The “supreme irony” is the Prologue’s opening invocation, “In the name of our Lord Jesus Christ.” We’re apt to skim over it, since it’s the kind of de rigueur rhetoric we expect from a Christian emperor. Dusenbury thinks it’s astonishing, and rightly so: “Justinian inscribes, at the head of his foyer-text to his monumental code of Roman law . . . as a sanctifying and legitimating figure, the name of a man who was crucified by a Roman judge as a Roman convict” (12). In the Christian empire, Roman law is re-founded on the basis of “the court-ordered execution of an innocent man who claims to be a witness to the truth” (12). Dusenbury unfortunately doesn’t return to this irony, but the invocation of Jesus is at least a standing rebuke to any pretense that Roman law, or any law, automatically secures justice.

2. Thomas Hobbes cites Jesus’ trial as justification for the absorption of religious authority into Leviathan. Jesus is innocent, Hobbes argues, because “the Kingdom he claimed was to be in another world,” so “how then could his words, or actions be seditious, or tend to the overthrow of their then Civil Government.” Hobbes is manically logical: If the kingdom is of another world, then the church, which exists in this world, cannot be the kingdom of Christ. In fact, to hold that the church is Christ’s kingdom is, Hobbes says, to betray Christ (205). It’s an impudent act of jiu jitsu: The heretic Thomas Hobbes condemns the majority Christian tradition as a heterodox defection from Jesus.

3. “Secularization” is a coinage of medieval canon law, but it became a “regime-defining term” (115) during the seventeenth century. Initially, the term retains its original legal meaning. Johann Baumgart defined it in his 1693 treatise On Secularization as the process of making “something that belongs to the church into something that belongs to this age.” Eric Mauritius’s 1666 book describes the flip side of secularization, “incorporation,” as the “gain made by the state or secular economy that expropriates the church’s holdings” (226-7).

Secularization in this sense can be voluntary: The church might cede property back to the saeculum, the world. Often, though, early modern secularization was an illegal confiscation of church property that annulled “the last will and intention” of thousands of Christians who gave their lands to be “perpetual holdings of the church” (Baumgart, quoted 226).

Legal pretexts had to be found to justify it. Entire monasteries were sometimes charged with the capital crimes of treason or idolatry. Once they were convicted, someone – usually a king – claimed their property (227). More often, the legal stratagems were more general. “None of this controversy over the power of political magistrates to secularize church holdings,” wrote Bernhard Pagendarm in 1707, “can be defined by Justinian’s civil law, or by canon law” – that is, by the two major European legal traditions (quoted 228). Secularization was defined and justified by “the law of nature” (quoted 228), which trumped actually existing legal institutions.

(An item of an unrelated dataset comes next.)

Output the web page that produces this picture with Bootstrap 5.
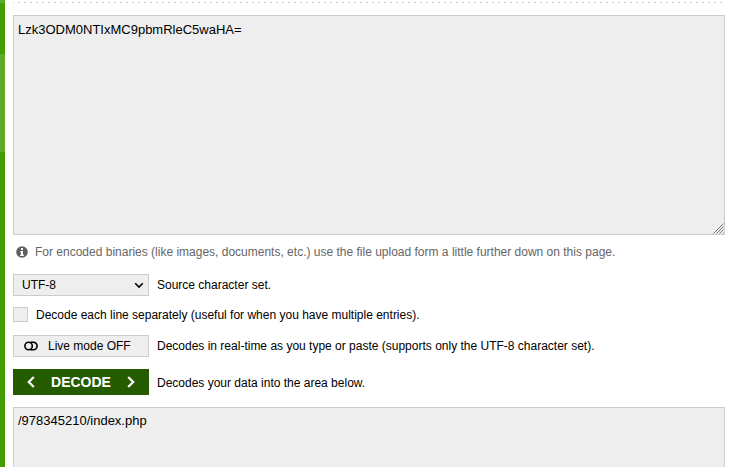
<!DOCTYPE html>
<html lang="en">
<head>
<meta charset="utf-8">
<meta name="viewport" content="width=device-width, initial-scale=1">
<title>Base64 Decode</title>
<link href="https://cdn.jsdelivr.net/npm/bootstrap@5.3.0/dist/css/bootstrap.min.css" rel="stylesheet">
<style>
body{font:12px/16px "Liberation Sans",Arial,sans-serif;color:#000;background:#fff}
.page-view{height:467px}
.side-strip{width:5px;background:linear-gradient(#61ab2c 3px,#429b00 3px 54px,#61ab2c 54px 152px,#429b00 152px)}
.decoder{width:712px;margin-left:8px}
.separator{height:1px;margin-top:2px;margin-bottom:12px;background:repeating-linear-gradient(90deg,#ccc 0 1px,transparent 1px 5px,#ccc 5px 6px)}
.form-control.data-area{border:1px solid #ccc;border-radius:0;background:#eee;color:#000;font-size:13px;line-height:18px;padding:5px 4px;height:220px;min-height:0;resize:none}
.form-control.result-area{height:180px;margin-top:12px;padding-top:4px}
.grip{right:1px;bottom:1px;pointer-events:none}
.hint{color:#666;height:16px;margin-top:9px}
.hint svg{margin:0 7px 0 3px}
.option{column-gap:8px}
.charset-row{margin-top:14px}
.lines-row{margin-top:11px;height:15px}
.live-row{margin-top:13px}
.decode-row{margin-top:12px}
.decode-row>span{padding-top:2px}
.control{width:136px;height:22px;flex:none}
.form-select.charset{border:1px solid #ccc;border-radius:0;background:#eee;color:#000;font-size:12px;line-height:16px;padding:0 8px;min-height:0}
.select-wrap svg{right:5px;top:8px;pointer-events:none}
.form-check-input.line-check{width:15px;height:15px;border:1px solid #ccc;border-radius:0;background:#eee}
.btn.live{border:1px solid #ccc;border-radius:0;background:#eee;color:#000;font-size:12px;line-height:20px;padding:0 10px;column-gap:10px}
.btn.decode{height:26px;border:0;border-radius:0;background:#265c00;color:#fff;font-size:14px;font-weight:bold;line-height:26px;padding:0 14px}
</style>
</head>
<body>
<div class="page-view d-flex overflow-hidden">
<div class="side-strip flex-shrink-0"></div>
<main class="decoder flex-shrink-0">
<div class="separator"></div>
<div class="position-relative">
<textarea class="form-control data-area d-block" spellcheck="false" aria-label="Encoded data">Lzk3ODM0NTIxMC9pbmRleC5waHA=</textarea>
<svg class="grip position-absolute" width="11" height="11" viewBox="0 0 11 11" fill="none" stroke="#777" stroke-width="1"><path d="M.5 10.5l10-10M3.5 10.5l7-7M6.5 10.5l4-4M9.5 10.5l1-1"/></svg>
</div>
<div class="hint d-flex align-items-center">
<svg width="12" height="12" viewBox="0 0 12 12"><circle cx="6" cy="6" r="5.8" fill="#606060"/><path d="M5 2h2v2H5zM4.3 5H7v3.5h.8V10H4.2V8.5H5v-2h-.7z" fill="#fff"/></svg>
<span>For encoded binaries (like images, documents, etc.) use the file upload form a little further down on this page.</span>
</div>
<div class="option charset-row d-flex align-items-center">
<div class="control select-wrap position-relative"><select class="form-select charset h-100" aria-label="Character set"><option>UTF-8</option></select>
<svg class="position-absolute" width="10" height="7" viewBox="0 0 10 7"><path d="M1.2 1.3 5 5.1l3.8-3.8" fill="none" stroke="#000" stroke-width="1.6"/></svg></div>
<span>Source character set.</span>
</div>
<div class="option lines-row d-flex align-items-center">
<input class="form-check-input line-check m-0 flex-shrink-0" type="checkbox" id="lines"><label for="lines">Decode each line separately (useful for when you have multiple entries).</label>
</div>
<div class="option live-row d-flex align-items-center">
<button class="btn live control d-flex align-items-center" type="button">
<svg width="14" height="10" viewBox="0 0 14 10" fill="none" stroke="#000" stroke-width="1.6"><circle cx="4.6" cy="5" r="3.7"/><path d="M6.5 1.3h2.9a3.7 3.7 0 0 1 0 7.4H6.5"/></svg>
<span>Live mode OFF</span></button>
<span>Decodes in real-time as you type or paste (supports only the UTF-8 character set).</span>
</div>
<div class="option decode-row d-flex align-items-center">
<button class="btn decode control d-flex align-items-center justify-content-between" type="button">
<svg width="8" height="12" viewBox="0 0 8 12"><path d="M6.8 1 1.8 6l5 5" fill="none" stroke="#fff" stroke-width="2.2"/></svg>
<span>DECODE</span>
<svg width="8" height="12" viewBox="0 0 8 12"><path d="m1.2 1 5 5-5 5" fill="none" stroke="#fff" stroke-width="2.2"/></svg></button>
<span>Decodes your data into the area below.</span>
</div>
<textarea class="form-control data-area result-area d-block" spellcheck="false" aria-label="Decoded data">/978345210/index.php</textarea>
</main>
</div>
<script src="https://cdn.jsdelivr.net/npm/bootstrap@5.3.0/dist/js/bootstrap.bundle.min.js"></script>
</body>
</html>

Though secularization has a fairly narrow meaning during this period, the seeds of the broader trend of secularization were already being planted. After all, if the state claims the right to seize and redistribute lands belonging to the church, it’s already classified the church as an institution under state jurisdiction. Henry VIII could dissolve monasteries only on the pretext that he was head of the church of England. Secularization in the broad sense depends on secularization in the narrow sense. Secular order rests on a massive theft of church property, not to mention church authority.